• _Problem_:
Restate each of the lines below word for word and drop every picture.

• _Dataset excerpt_:

....................

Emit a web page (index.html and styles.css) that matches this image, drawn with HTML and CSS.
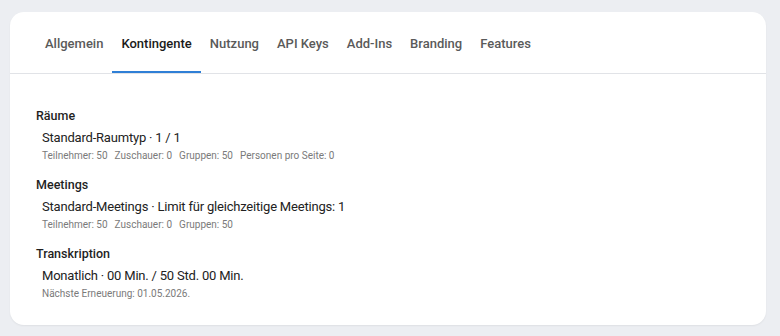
FILE: index.html
```html
<!DOCTYPE html>
<html lang="de">
<head>
    <meta charset="UTF-8">
    <meta name="viewport" content="width=device-width, initial-scale=1.0">
    <title>Kontingente</title>
    <link rel="stylesheet" href="styles.css">
</head>
<body>
    <div class="card">
        <nav class="tabs">
            <a class="tab">Allgemein</a>
            <a class="tab active">Kontingente</a>
            <a class="tab">Nutzung</a>
            <a class="tab">API Keys</a>
            <a class="tab">Add-Ins</a>
            <a class="tab">Branding</a>
            <a class="tab">Features</a>
        </nav>

        <div class="content">
            <section class="quota">
                <h3>Räume</h3>
                <div class="quota-main">Standard-Raumtyp · 1 / 1</div>
                <div class="quota-meta">
                    <span>Teilnehmer: 50</span>
                    <span>Zuschauer: 0</span>
                    <span>Gruppen: 50</span>
                    <span>Personen pro Seite: 0</span>
                </div>
            </section>

            <section class="quota">
                <h3>Meetings</h3>
                <div class="quota-main">Standard-Meetings · Limit für gleichzeitige Meetings: 1</div>
                <div class="quota-meta">
                    <span>Teilnehmer: 50</span>
                    <span>Zuschauer: 0</span>
                    <span>Gruppen: 50</span>
                </div>
            </section>

            <section class="quota">
                <h3>Transkription</h3>
                <div class="quota-main">Monatlich · 00 Min. / 50 Std. 00 Min.</div>
                <div class="quota-meta">
                    <span>Nächste Erneuerung: 01.05.2026.</span>
                </div>
            </section>
        </div>
    </div>
</body>
</html>
```

FILE: styles.css
```css
body {
    font-family: Roboto, "Noto Sans", sans-serif;
    margin: 0;
    padding: 12px 14px 13px 10px;
    background: #eceef2;
    color: #1f1f1f;
}

.card {
    background: #ffffff;
    border-radius: 14px;
    box-shadow: 0 1px 2px rgba(0, 0, 0, 0.06);
}

.tabs {
    display: flex;
    padding: 0 26px;
    border-bottom: 1px solid #e1e3e7;
}

.tab {
    padding: 23px 9px 18px;
    font-size: 13px;
    line-height: 18px;
    font-weight: 500;
    color: #5a5a5a;
    border-bottom: 2px solid transparent;
    cursor: pointer;
}

.tab.active {
    color: #1a1a1a;
    border-bottom-color: #2f7fd6;
}

.content {
    padding: 33px 26px 24px;
    display: flex;
    flex-direction: column;
    gap: 13px;
}

.quota h3 {
    margin: 0 0 4px;
    font-size: 12.5px;
    line-height: 18px;
    font-weight: 500;
    color: #1f1f1f;
}

.quota-main {
    padding-left: 6px;
    font-size: 13px;
    line-height: 18px;
    letter-spacing: -0.2px;
    color: #222;
}

.quota-meta {
    display: flex;
    gap: 7px;
    margin-top: 2px;
    padding-left: 6px;
    font-size: 10px;
    line-height: 14px;
    color: #7a7a7a;
}
```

....................

• _Output below_:
Emit a web page (index.html and styles.css) that matches this image, drawn with HTML and CSS.
FILE: index.html
```html
<!DOCTYPE html>
<html lang="de">
<head>
    <meta charset="UTF-8">
    <meta name="viewport" content="width=device-width, initial-scale=1.0">
    <title>Kontingente</title>
    <link rel="stylesheet" href="styles.css">
</head>
<body>
    <div class="card">
        <nav class="tabs">
            <a class="tab">Allgemein</a>
            <a class="tab active">Kontingente</a>
            <a class="tab">Nutzung</a>
            <a class="tab">API Keys</a>
            <a class="tab">Add-Ins</a>
            <a class="tab">Branding</a>
            <a class="tab">Features</a>
        </nav>

        <div class="content">
            <section class="quota">
                <h3>Räume</h3>
                <div class="quota-main">Standard-Raumtyp · 1 / 1</div>
                <div class="quota-meta">
                    <span>Teilnehmer: 50</span>
                    <span>Zuschauer: 0</span>
                    <span>Gruppen: 50</span>
                    <span>Personen pro Seite: 0</span>
                </div>
            </section>

            <section class="quota">
                <h3>Meetings</h3>
                <div class="quota-main">Standard-Meetings · Limit für gleichzeitige Meetings: 1</div>
                <div class="quota-meta">
                    <span>Teilnehmer: 50</span>
                    <span>Zuschauer: 0</span>
                    <span>Gruppen: 50</span>
                </div>
            </section>

            <section class="quota">
                <h3>Transkription</h3>
                <div class="quota-main">Monatlich · 00 Min. / 50 Std. 00 Min.</div>
                <div class="quota-meta">
                    <span>Nächste Erneuerung: 01.05.2026.</span>
                </div>
            </section>
        </div>
    </div>
</body>
</html>
```

FILE: styles.css
```css
body {
    font-family: Roboto, "Noto Sans", sans-serif;
    margin: 0;
    padding: 12px 14px 13px 10px;
    background: #eceef2;
    color: #1f1f1f;
}

.card {
    background: #ffffff;
    border-radius: 14px;
    box-shadow: 0 1px 2px rgba(0, 0, 0, 0.06);
}

.tabs {
    display: flex;
    padding: 0 26px;
    border-bottom: 1px solid #e1e3e7;
}

.tab {
    padding: 23px 9px 18px;
    font-size: 13px;
    line-height: 18px;
    font-weight: 500;
    color: #5a5a5a;
    border-bottom: 2px solid transparent;
    cursor: pointer;
}

.tab.active {
    color: #1a1a1a;
    border-bottom-color: #2f7fd6;
}

.content {
    padding: 33px 26px 24px;
    display: flex;
    flex-direction: column;
    gap: 13px;
}

.quota h3 {
    margin: 0 0 4px;
    font-size: 12.5px;
    line-height: 18px;
    font-weight: 500;
    color: #1f1f1f;
}

.quota-main {
    padding-left: 6px;
    font-size: 13px;
    line-height: 18px;
    letter-spacing: -0.2px;
    color: #222;
}

.quota-meta {
    display: flex;
    gap: 7px;
    margin-top: 2px;
    padding-left: 6px;
    font-size: 10px;
    line-height: 14px;
    color: #7a7a7a;
}
```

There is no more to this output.